I would feel better if there were any lesson to be learned, and I have two thoughts. First, it seems that the stock market is not an investment at all. It is pure gambling. What normal or even sophisticated person could understand the financial condition of Citibank? Large companies are opaque, an investor cannot understand either the business model or even the financial condition of the market leaders, so there is no rational basis for investing. Citibank stockholders have lost 90% of their investments over a couple of years. Small companies on the other hand are fed and limited by big companies and took the biggest beatings in 2008. Even if an investor can understand the finances and business of a small company its public stock price is at the mercy of larger forces.

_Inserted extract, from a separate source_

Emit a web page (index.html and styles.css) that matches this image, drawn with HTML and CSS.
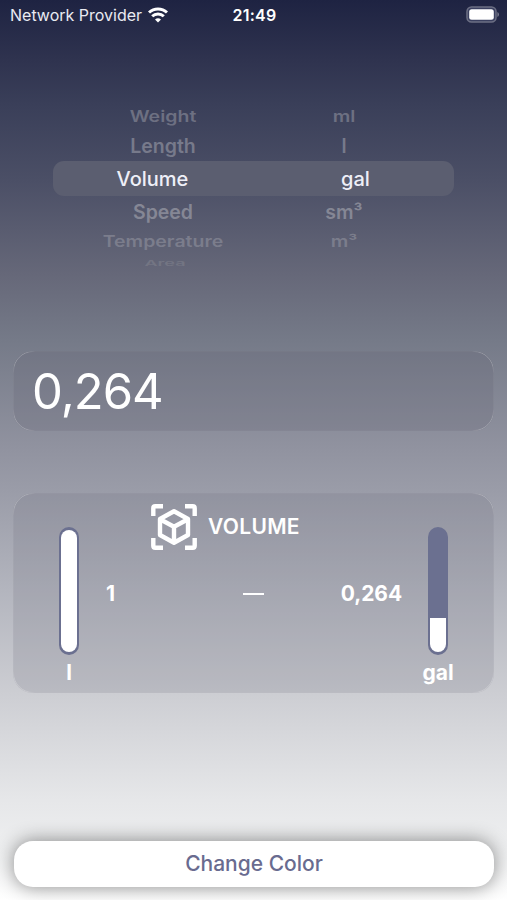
FILE: index.html
```html
<!DOCTYPE html>
<html lang="en">
<head>
<meta charset="utf-8">
<meta name="viewport" content="width=device-width, initial-scale=1">
<title>Unit Converter</title>
<link rel="stylesheet" href="styles.css">
</head>
<body>
<div class="screen">
  <header class="status">
    <div class="carrier"><span>Network Provider</span>
      <svg class="wifi" width="20" height="16" viewBox="0 0 20 16" fill="none" stroke="#fff" stroke-width="3"><path d="M1 5.500a13 13 0 0 1 18 0"/><path d="M4.200 9.300a8.300 8.300 0 0 1 11.600 0"/><path d="M10 15.600 7 12.600a4.300 4.300 0 0 1 6 0z" fill="#fff" stroke="none"/></svg>
    </div>
    <time class="clock">21:49</time>
    <svg class="battery" width="34" height="17" viewBox="0 0 34 17"><rect x="2" y="1" width="29" height="15" rx="4.500" fill="#3b4060" stroke="#6c6f84" stroke-width="1.500"/><rect x="4.200" y="3.200" width="24.600" height="10.600" rx="2.500" fill="#fff"/><path d="M32.500 6v5q1.300-.8 1.300-2.500T32.500 6z" fill="#8b8e9e"/></svg>
  </header>

  <section class="picker">
    <div class="row far"><span>Weight</span><span>ml</span></div>
    <div class="row near above"><span>Length</span><span>l</span></div>
    <div class="row selected"><span>Volume</span><span>gal</span></div>
    <div class="row near below"><span>Speed</span><span>sm³</span></div>
    <div class="row far lower"><span>Temperature</span><span>m³</span></div>
    <div class="row edge"><span>Area</span><span></span></div>
  </section>

  <section class="card value"><span>0,264</span></section>

  <section class="card result">
    <div class="gauge"><div class="tube"><div class="fill full"></div></div><span class="unit">l</span></div>
    <div class="center">
      <div class="title">
        <svg width="46" height="46" viewBox="0 0 46 46" fill="none" stroke="#fff" stroke-width="4.400" stroke-linejoin="round"><path d="M2.300 12V4.300q0-2 2-2H12M34 2.300h7.700q2 0 2 2V12M43.700 34v7.700q0 2-2 2H34M12 43.700H4.300q-2 0-2-2V34"/><path d="M23 7.300 37 15v16L23 38.700 9 31V15zM9.500 15.500 23 22.800l13.500-7.300M23 22.800V38"/></svg>
        <h1>VOLUME</h1>
      </div>
      <div class="amounts"><span>1</span><i class="dash"></i><span>0,264</span></div>
    </div>
    <div class="gauge"><div class="tube"><div class="fill part"></div></div><span class="unit">gal</span></div>
  </section>

  <button class="change"><span>Change Color</span></button>
</div>
</body>
</html>
```
FILE: styles.css
```css
* { box-sizing: border-box; }
body { margin: 0; font-family: Inter, "Liberation Sans", sans-serif; color: #fff; }
.screen {
  width: 507px; height: 900px; overflow: hidden;
  display: flex; flex-direction: column;
  background: linear-gradient(#1e2342 0, #2f334f 60px, #3a3f59 105px, #4b4f66 180px, #666879 275px, #757a88 340px, #9193a0 450px, #9a9ca8 490px, #b3b5be 590px, #cdced3 695px, #e6e7e9 800px, #eeeff0 850px, #fff 900px);
}
.status { height: 30px; padding: 0 8px 0 10px; display: grid; grid-template-columns: 1fr auto 1fr; align-items: center; font-size: 16px; }
.carrier { display: flex; align-items: center; gap: 6px; white-space: nowrap; color: #e9eaf2; }
.wifi { margin-top: -1px; }
.clock { font-weight: 600; letter-spacing: .25px; }
.battery { justify-self: end; margin-top: -1px; }
.picker { margin: 71px 53px 0; display: grid; grid-template-rows: 30px 29.5px 35.5px 31px 27px 16px; color: #858795; font-weight: 600; font-size: 19.5px; }
.row { display: grid; grid-template-columns: 1fr 1fr; align-items: center; justify-items: center; line-height: 1; }
.row span { display: block; }
.row:not(.selected) { padding: 0 19.5px; grid-template-columns: 181px 181px; }
.selected { background: #5b5e70; border-radius: 11px; color: #eeeff7; font-size: 20px; font-weight: 500; padding: 1px 0 0 1px; }
.selected span { margin-left: -3px; }
.selected span + span { margin-left: 3px; }
.far { color: #6d7082; }
.far span { transform: translateY(1px) scaleY(.8); }
.near.above { color: #777a8b; }
.near span { transform: translateY(1px); }
.lower { color: #7b7d8c; }
.edge { color: #737583; font-size: 18px; }
.edge span { transform: translateX(2px) scaleY(.43); }
.card { position: relative; margin: 0 13px; border-radius: 20px; }
.card::before {
  content: ""; position: absolute; inset: 0; border-radius: inherit; pointer-events: none;
  border: 1.5px solid rgba(255,255,255,.24);
  mask: linear-gradient(90deg, #000 14px, rgba(0,0,0,.1) 22px, rgba(0,0,0,.1) calc(100% - 22px), #000 calc(100% - 14px)), linear-gradient(#000 14px, rgba(0,0,0,.2) 22px, rgba(0,0,0,.2) calc(100% - 22px), #000 calc(100% - 14px));
  mask-composite: intersect;
}
.value { height: 80px; margin-top: 81px; padding-left: 19px; display: flex; align-items: center; font-size: 49px; line-height: 1; letter-spacing: -1px; background: rgba(98,99,117,.25); }
.result { height: 200px; margin-top: 62px; padding: 0 1px; display: grid; grid-template-columns: 110px 1fr 110px; font-size: 21px; font-weight: 600; background: rgba(108,112,127,.2); }
.gauge { display: flex; flex-direction: column; align-items: center; padding-top: 34px; }
.tube { width: 20px; height: 128px; border-radius: 10px; background: #6b7090; padding: 3px 2px; display: flex; align-items: end; }
.fill { width: 100%; background: #fff; border-radius: 8px; }
.full { height: 100%; }
.part { height: 34px; border-radius: 0 0 8px 8px; }
.unit { margin-top: 7px; line-height: 22px; font-weight: 700; }
.center { padding-top: 11px; }
.title { display: flex; align-items: center; gap: 11px; margin-left: 27px; }
.title svg { flex: none; }
h1 { font: inherit; margin: -1px 0 0; letter-spacing: .3px; }
.amounts { display: flex; align-items: center; margin: 30px -19px 0 -18px; line-height: 26px; font-weight: 700; }
.dash { width: 21px; height: 2px; background: #fff; margin: 0 auto 0 128px; }
.amounts span { padding-top: 1px; letter-spacing: -.1px; }
.change { font-family: inherit; font-size: 21px; font-weight: 500; line-height: 26px; color: #696b8f; height: 46px; margin: 148px 13px 0 14px; border: 0; border-radius: 19px; background: #fff; box-shadow: 0 0 19px rgba(0,0,0,.45); padding: 0 0 1px; }
```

My second thought is that our current financial system does not primarily reward stockholders. The staff and players in the market eat enough of the profits to increase the stockholders’ risk significantly. The investment bankers get a percentage of the gross off the top, mutual funds get a percentage for winning or losing, and the hedge fund managers usually get 20% of the gains. The management of most public companies controls the passive Boards of Directors, and an unkind commentator could believe that General Motors and Citibank have simply been looted by management. The amount of profit which has to be earned by a public company to pay the overhead, the financing institutions and management guarantees in many cases that the stockholders are unlikely to see any increase in value of most companies, and any gains which are made are significantly diluted by management stock options.

In 10 years the Dow Jones Industrial Average has gone from 9000 to 8000. I do not know if it will go up or down or nowhere in the next 10 years. What I think is that whatever it does will not be because of anything that is or can be known to me or anyone and it will not be reflective of value to shareholders. It is only gambling on the psychology of other people. Good luck to all of us.